Reproduce the data exactly and drop any pictures it holds.

════

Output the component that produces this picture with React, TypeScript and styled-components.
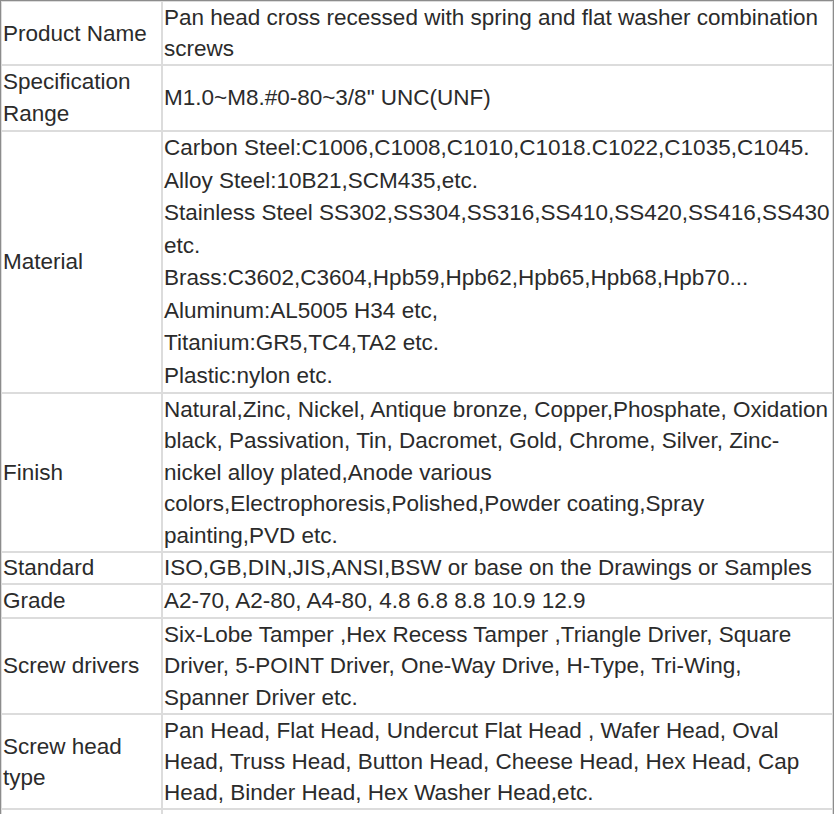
import React from 'react'
import styled, { createGlobalStyle } from 'styled-components'

const GlobalStyle = createGlobalStyle`
  body {
    margin: 0;
    background: #ffffff;
    font-family: 'Liberation Sans', Arial, sans-serif;
  }
`

type SpecRow = {
  label: React.ReactNode
  value: React.ReactNode
  lineHeight?: number
}

const rows: SpecRow[] = [
  {
    label: 'Product Name',
    value: 'Pan head cross recessed with spring and flat washer combination screws',
  },
  {
    label: 'Specification Range',
    lineHeight: 32,
    value: 'M1.0~M8.#0-80~3/8" UNC(UNF)',
  },
  {
    label: 'Material',
    lineHeight: 32.5,
    value: (
      <>
        Carbon Steel:C1006,C1008,C1010,C1018.C1022,C1035,C1045.
        <br />
        Alloy Steel:10B21,SCM435,etc.
        <br />
        Stainless Steel SS302,SS304,SS316,SS410,SS420,SS416,SS430 etc.
        <br />
        Brass:C3602,C3604,Hpb59,Hpb62,Hpb65,Hpb68,Hpb70...
        <br />
        Aluminum:AL5005 H34 etc,
        <br />
        Titanium:GR5,TC4,TA2 etc.
        <br />
        Plastic:nylon etc.
      </>
    ),
  },
  {
    label: 'Finish',
    lineHeight: 31.4,
    value:
      'Natural,Zinc, Nickel, Antique bronze, Copper,Phosphate, Oxidation black, Passivation, Tin, Dacromet, Gold, Chrome, Silver, Zinc-nickel alloy plated,Anode various colors,Electrophoresis,Polished,Powder coating,Spray painting,PVD etc.',
  },
  {
    label: 'Standard',
    lineHeight: 30,
    value: 'ISO,GB,DIN,JIS,ANSI,BSW or base on the Drawings or Samples',
  },
  {
    label: 'Grade',
    lineHeight: 32,
    value: 'A2-70, A2-80, A4-80, 4.8 6.8 8.8 10.9 12.9',
  },
  {
    label: 'Screw drivers',
    lineHeight: 31.34,
    value:
      'Six-Lobe Tamper ,Hex Recess Tamper ,Triangle Driver, Square Driver, 5-POINT Driver, One-Way Drive, H-Type, Tri-Wing, Spanner Driver etc.',
  },
  {
    label: 'Screw head type',
    value:
      'Pan Head, Flat Head, Undercut Flat Head , Wafer Head, Oval Head, Truss Head, Button Head, Cheese Head, Hex Head, Cap Head, Binder Head, Hex Washer Head,etc.',
  },
  {
    // next row only shows its top border at the bottom edge
    label: '\u00a0',
    lineHeight: 34,
    value: '\u00a0',
  },
]

const App: React.FC = () => {
  return (
    <>
      <GlobalStyle />
      <SpecTable>
        <tbody>
          {rows.map((row, index) => (
            <tr key={index}>
              <LabelCell $lineHeight={row.lineHeight ?? 31}>{row.label}</LabelCell>
              <ValueCell $lineHeight={row.lineHeight ?? 31}>{row.value}</ValueCell>
            </tr>
          ))}
        </tbody>
      </SpecTable>
    </>
  )
}
export default App

const SpecTable = styled.table`
  width: 834px;
  border: 1px solid #8c8c8c;
  border-collapse: separate;
  border-spacing: 0;
  table-layout: fixed;
  color: #2b2b2b;
  font-family: 'Liberation Sans', Arial, sans-serif;
  font-size: 22.5px;
`

const Cell = styled.td<{ $lineHeight: number }>`
  border: 1px solid #dcdcdc;
  padding: 0 1px;
  vertical-align: middle;
  line-height: ${(p) => p.$lineHeight}px;
  text-align: left;
`

const LabelCell = styled(Cell)`
  width: 157px;
`

const ValueCell = styled(Cell)`
  word-break: normal;
`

════

→ **SOLUTION TO THE EXERCISE**
Output the component that produces this picture with React, TypeScript and styled-components.
import React from 'react'
import styled, { createGlobalStyle } from 'styled-components'

const GlobalStyle = createGlobalStyle`
  body {
    margin: 0;
    background: #ffffff;
    font-family: 'Liberation Sans', Arial, sans-serif;
  }
`

type SpecRow = {
  label: React.ReactNode
  value: React.ReactNode
  lineHeight?: number
}

const rows: SpecRow[] = [
  {
    label: 'Product Name',
    value: 'Pan head cross recessed with spring and flat washer combination screws',
  },
  {
    label: 'Specification Range',
    lineHeight: 32,
    value: 'M1.0~M8.#0-80~3/8" UNC(UNF)',
  },
  {
    label: 'Material',
    lineHeight: 32.5,
    value: (
      <>
        Carbon Steel:C1006,C1008,C1010,C1018.C1022,C1035,C1045.
        <br />
        Alloy Steel:10B21,SCM435,etc.
        <br />
        Stainless Steel SS302,SS304,SS316,SS410,SS420,SS416,SS430 etc.
        <br />
        Brass:C3602,C3604,Hpb59,Hpb62,Hpb65,Hpb68,Hpb70...
        <br />
        Aluminum:AL5005 H34 etc,
        <br />
        Titanium:GR5,TC4,TA2 etc.
        <br />
        Plastic:nylon etc.
      </>
    ),
  },
  {
    label: 'Finish',
    lineHeight: 31.4,
    value:
      'Natural,Zinc, Nickel, Antique bronze, Copper,Phosphate, Oxidation black, Passivation, Tin, Dacromet, Gold, Chrome, Silver, Zinc-nickel alloy plated,Anode various colors,Electrophoresis,Polished,Powder coating,Spray painting,PVD etc.',
  },
  {
    label: 'Standard',
    lineHeight: 30,
    value: 'ISO,GB,DIN,JIS,ANSI,BSW or base on the Drawings or Samples',
  },
  {
    label: 'Grade',
    lineHeight: 32,
    value: 'A2-70, A2-80, A4-80, 4.8 6.8 8.8 10.9 12.9',
  },
  {
    label: 'Screw drivers',
    lineHeight: 31.34,
    value:
      'Six-Lobe Tamper ,Hex Recess Tamper ,Triangle Driver, Square Driver, 5-POINT Driver, One-Way Drive, H-Type, Tri-Wing, Spanner Driver etc.',
  },
  {
    label: 'Screw head type',
    value:
      'Pan Head, Flat Head, Undercut Flat Head , Wafer Head, Oval Head, Truss Head, Button Head, Cheese Head, Hex Head, Cap Head, Binder Head, Hex Washer Head,etc.',
  },
  {
    // next row only shows its top border at the bottom edge
    label: '\u00a0',
    lineHeight: 34,
    value: '\u00a0',
  },
]

const App: React.FC = () => {
  return (
    <>
      <GlobalStyle />
      <SpecTable>
        <tbody>
          {rows.map((row, index) => (
            <tr key={index}>
              <LabelCell $lineHeight={row.lineHeight ?? 31}>{row.label}</LabelCell>
              <ValueCell $lineHeight={row.lineHeight ?? 31}>{row.value}</ValueCell>
            </tr>
          ))}
        </tbody>
      </SpecTable>
    </>
  )
}
export default App

const SpecTable = styled.table`
  width: 834px;
  border: 1px solid #8c8c8c;
  border-collapse: separate;
  border-spacing: 0;
  table-layout: fixed;
  color: #2b2b2b;
  font-family: 'Liberation Sans', Arial, sans-serif;
  font-size: 22.5px;
`

const Cell = styled.td<{ $lineHeight: number }>`
  border: 1px solid #dcdcdc;
  padding: 0 1px;
  vertical-align: middle;
  line-height: ${(p) => p.$lineHeight}px;
  text-align: left;
`

const LabelCell = styled(Cell)`
  width: 157px;
`

const ValueCell = styled(Cell)`
  word-break: normal;
`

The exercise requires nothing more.